Booster Gold of all people figures out that EclipSupes is hiding out in a volcano during the day. The heroes show up only to be surprised by a newly minted Guy Gardner who recently quit the Green Lantern Corps, got his hands on a Sinestro ring and started running around in a “G” jacket, cowboy boots and jeans. I’m a big fan of Beau Smith’s run on Guy Gardner, but I’m not a fan of how Guy’s written in this issue, read: xenophobic and sexist. Guy’s not an easy character to get right, balancing the arrogance with the good heart, but Guy comes out pretty good in the end. Making him a complete ass is too easy and something a lot of writers tend to do with the character.

As the Joe Quesada/Jimmy Palmiotti cover boasted (and the reason I bought this issue) both Lobo and Guy take their turns fighting Superman and then getting smacked down by him. The plan is to explode the volcano and let the sunlight in thus curing Superman, but the volcano erupts which puts the villagers in danger. Also, it’s night, so the plan was an all-over failure. Earlier in the issue Vril Dox suggests that Guy go get some sun and bring it back, which he says no to, but then goes and does so, which winds up saving the day. With no fear for his personal safety, Guy douses Supes and then launches them both into the volcano. A no-longer-possessed Superman rises out holding Guy whose new ring apparently protects him even when he’s unconscious.

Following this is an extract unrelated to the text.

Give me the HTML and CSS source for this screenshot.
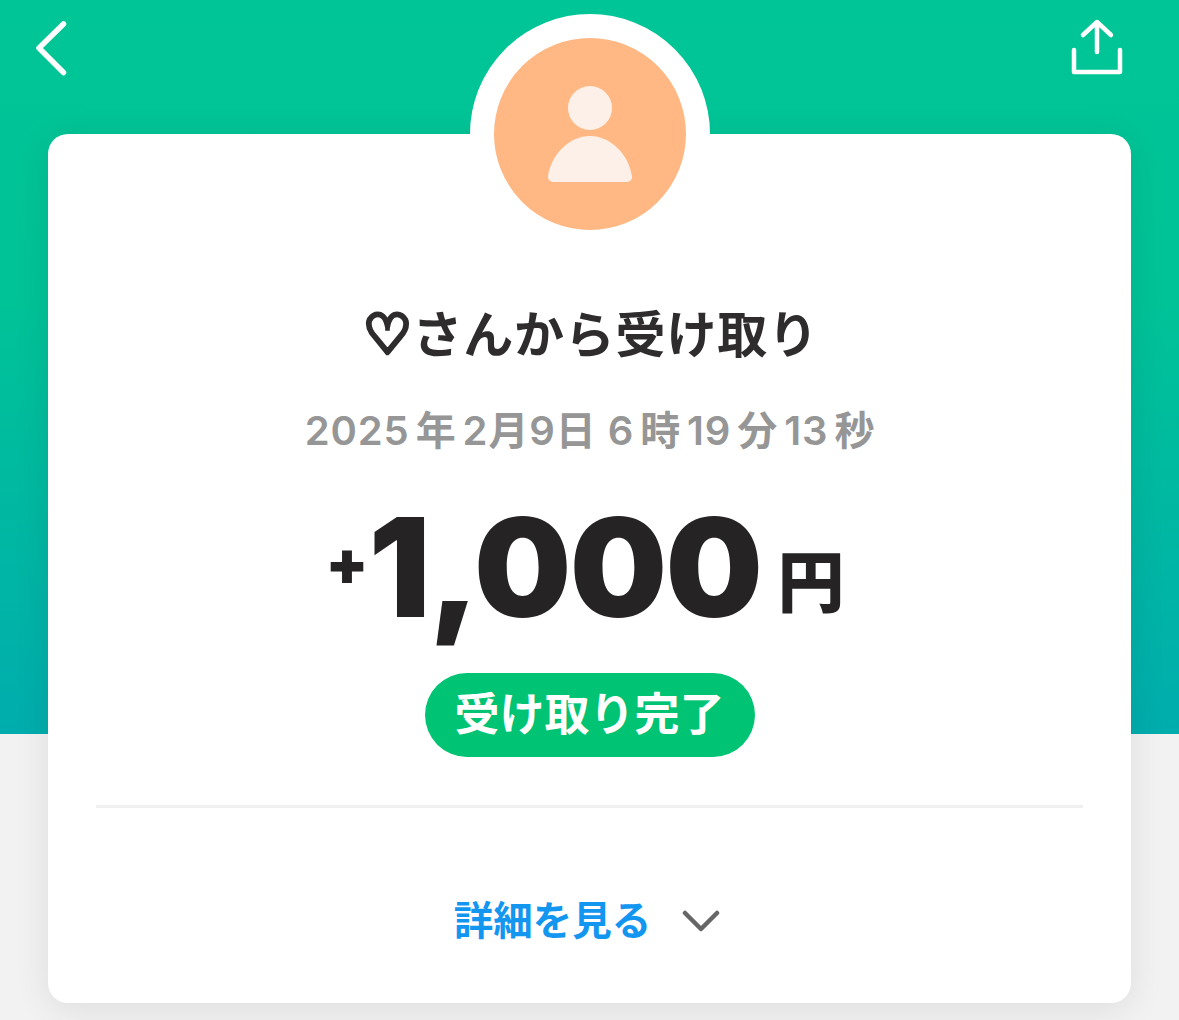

The end of the issues features a big part of Eclipso’s plan. He’s got the Will Payton Starman under his control, but made it look like Starman was being attacked by the other possessed heroes and villains. Taking the bait like super powered fish, the non-possessed heroes swoop in, save Starman and he tells them to go to the dark side of the moon, which they do. Before that, though, Superman asks Nightwing to help him find Dr. Bruce Gordon who is the Eclipso expert and used to share a body with him (or will share a body with him, like I said, I’m no Eclipso expert).

I’ve always loved the Superman/Dick Grayson dynamic, so seeing these two running around trying to solve a mystery for a few pages was very cool for me. Superman’s respect for Nightwing and Nightwing’s level of comfort with the hero everyone reveres is great. They’re checking out the labs of super geniuses like Will Magnus, Lex Luthor the Second, Emil Hamilton, Blue Beetle and more when Hawkman comes in to tell them about the moon. Nightwing goes off with him to help save the (apparently) possessed Titans and Superman gets drawn into a door of light.

Overall, I had a surprising amount of fun with this issue, it even made me want to check out a few more issues of “The Darkness Within,” at least Eclipso: The Darkness Within #2 which I believe ended the story. This issue would probably be hard for a reader unfamiliar with 90s DC comics to jump right into. Though I would start reading comics later in 1992, I still have no idea why Hawkman is wearing that red costume or what Black Canary was doing during this era (I assume she was still kicking around Green Arrow and don’t really remember her being in any of the Justice League books of the time), but if you’re at all familiar with comics, you know that random things like this change without having a lot of baring on the overall story. I’ve read Marvel books where Thor has a beard and Hulk’s wearing a tank top, but it doesn’t really effect how I read the story. I just use Wiki to find out what the deal was (I know why Thor had a beard and Hulk had a tank top, by the way, it was just an example). Putting this story into context with the upcoming Death of Superman story is interesting, especially seeing as how so many heroes–really powerful ones at that–had trouble taking Superman down. Makes Doomsday seem all the more powerful.

3 thoughts on “Comics Comics Comics Comics: Adventures Of Superman Annual #4

  1. Oh man, I had such a fascination with this crossover as a kid and it has carried over to this day even though some of it isn’t so good (but some is!)

    I picked up the bookend one-shots at a street fair when I lived in England. You’ll have trouble finding the first without damage to the back cover since there’s a plastic diamond glued to the front and they were all racked together at stores back in the day. I also don’t recommend putting it in a long box with your other books.